The government on 5 November approved an amendment to the three-year budget passed in 2022, setting compensation at $16/bl. But this remains $10/bl below the KRG ministry of natural resources' calculation of production costs in contracts it signed with international oil companies (IOCs) operating in Iraqi Kurdistan.

"The KRG is not yet on board with the new arrangement," a senior Iraqi source with knowledge of the matter told Argus. Another source, with knowledge of IOC thinking, described the move as "a positive development" and said companies are "waiting to see what the Iraqi parliament decides." Parliament must ratify the amendment.

The amendment stipulates "production and transportation costs for each field will be estimated fairly by an internationally specialised consulting entity" to be selected mutually by Iraq's oil ministry and the KRG's ministry of natural resources within 60 days.

"If no agreement is reached within this period, the Federal Council of Ministers will determine the consulting entity," the government said.

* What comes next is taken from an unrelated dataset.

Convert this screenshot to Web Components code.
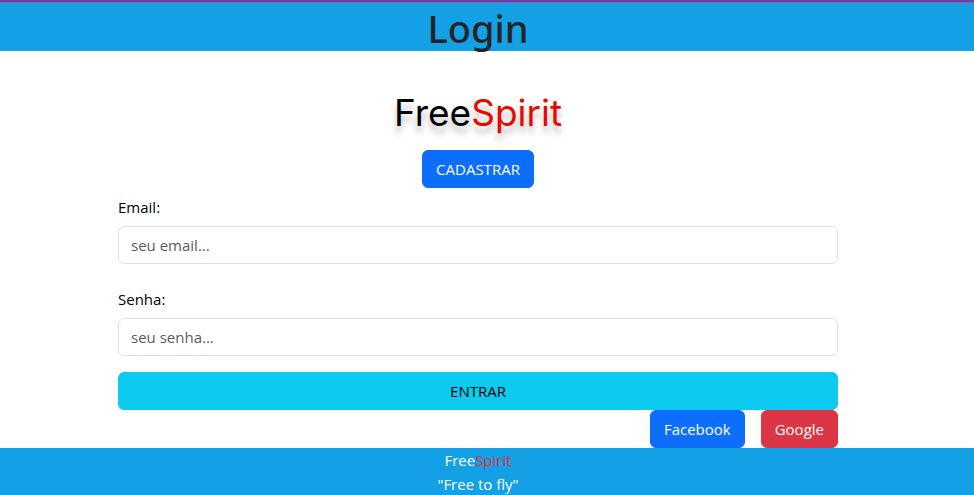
<!DOCTYPE html>
<html lang="pt-BR">
<head>
<meta charset="utf-8">
<meta name="viewport" content="width=device-width, initial-scale=1">
<title>Login</title>
<style>
body{margin:0;font:15px/24px "Open Sans","Noto Sans",sans-serif;color:#212529;background:#fff}
</style>
</head>
<body>
<login-page></login-page>
<script>
const define = (name, html, setup) => customElements.define(name, class extends HTMLElement {
  constructor() {
    super();
    this.attachShadow({mode: "open"}).innerHTML = html;
  }
  connectedCallback() { if (setup) setup(this, this.shadowRoot); }
});

define("page-header", `<style>
:host{display:block;background:#14a0e4;border-top:2px solid #6a42a5;text-align:center}
h1{margin:0;border-top:1px solid #8a63b4;padding:2px 18px 0 0;font:500 38px/46px "Noto Sans","Open Sans",sans-serif;color:#212529}
</style><h1><slot></slot></h1>`);

define("brand-logo", `<style>
:host{display:block;font:37px/42px Inter,sans-serif;color:#000;text-align:center;text-shadow:0 7px 6px rgba(0,0,0,.25)}
span{color:#e60a00}
</style>Free<span>Spirit</span>`);

define("app-button", `<style>
:host{display:block}
button{display:block;box-sizing:border-box;width:100%;height:38px;padding:0 13px;border:1px solid var(--tone,#0d6efd);border-radius:6px;background:var(--tone,#0d6efd);color:var(--ink,#fff);font:inherit;cursor:pointer}
</style><button type="button"><slot></slot></button>`);

define("form-field", `<style>
:host{display:block}
label{display:block;margin-bottom:7px;color:#000}
input{display:block;box-sizing:border-box;width:100%;height:38px;padding:6px 12px;border:1px solid #dee2e6;border-radius:6px;background:#fff;color:#212529;font:inherit}
input::placeholder{color:#595c5f;opacity:1}
</style><label for="field"></label><input id="field">`, (host, root) => {
  root.querySelector("label").textContent = host.getAttribute("label");
  const input = root.querySelector("input");
  input.type = host.getAttribute("type") || "text";
  input.placeholder = host.getAttribute("placeholder");
});

define("page-footer", `<style>
:host{display:block;background:#14a0e4;color:#fff;text-align:center;padding-right:18px}
p{margin:0}
span{color:#dc3545}
</style><p>Free<span>Spirit</span></p><p>"Free to fly"</p>`);

define("login-page", `<style>
:host{display:flex;flex-direction:column;min-height:100vh}
main{padding:41px 18px 0 0}
.content{box-sizing:border-box;max-width:744px;margin:0 auto;padding:0 12px}
.register{display:flex;justify-content:center;margin:16px 0 7px}
form-field{margin-bottom:23px}
form-field.last{margin-bottom:16px}
.enter{--tone:#0dcaf0;--ink:#000}
.social{display:flex;justify-content:flex-end;gap:16px}
.google{--tone:#dc3545}
page-footer{flex:1 0 auto}
</style>
<page-header>Login</page-header>
<main><div class="content">
<brand-logo></brand-logo>
<div class="register"><app-button>CADASTRAR</app-button></div>
<form-field label="Email:" type="email" placeholder="seu email..."></form-field>
<form-field class="last" label="Senha:" type="password" placeholder="seu senha..."></form-field>
<app-button class="enter">ENTRAR</app-button>
<div class="social"><app-button>Facebook</app-button><app-button class="google">Google</app-button></div>
</div></main>
<page-footer></page-footer>`);
</script>
</body>
</html>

Parliamentary finance committee member Narmin Maarouf said the decision is "an important step to resolve one of the outstanding issues between the Kurdistan region and Baghdad."

Iraqi prime minister Mohammed Shia al-Sudani has been working on a middle ground agreement that would allow it to pay IOCs operating in Kurdistan in return for a compromise with the KRG and the IOCs over the recovery cost for oil produced in the region. In this case, the KRG has to hand over its crude oil production to state-owned marketing firm Somo.

A senior Iraqi government official said told Argus the result of the US presidential election may shift things in Iraq, "but the decision is clear, the Iraqi government wants to solve the issue."

Around 470,000 b/d of crude exports from Kurdistan have been absent from international markets since March 2023, when Turkey closed the pipeline linking oil fields in northern Iraq to the export terminals at Ceyhan. That followed an international tribunal ruling that said Ankara had breached a bilateral agreement with Baghdad by allowing KRG crude to be exported without the federal government's consent.

Iraq's federal government is finding it difficult to strike a balance between repairing its rift with the KRG and complying with its Opec+ commitments. But the KRG "cannot immediately resume exporting around 400,000 b/d," the Iraqi source said.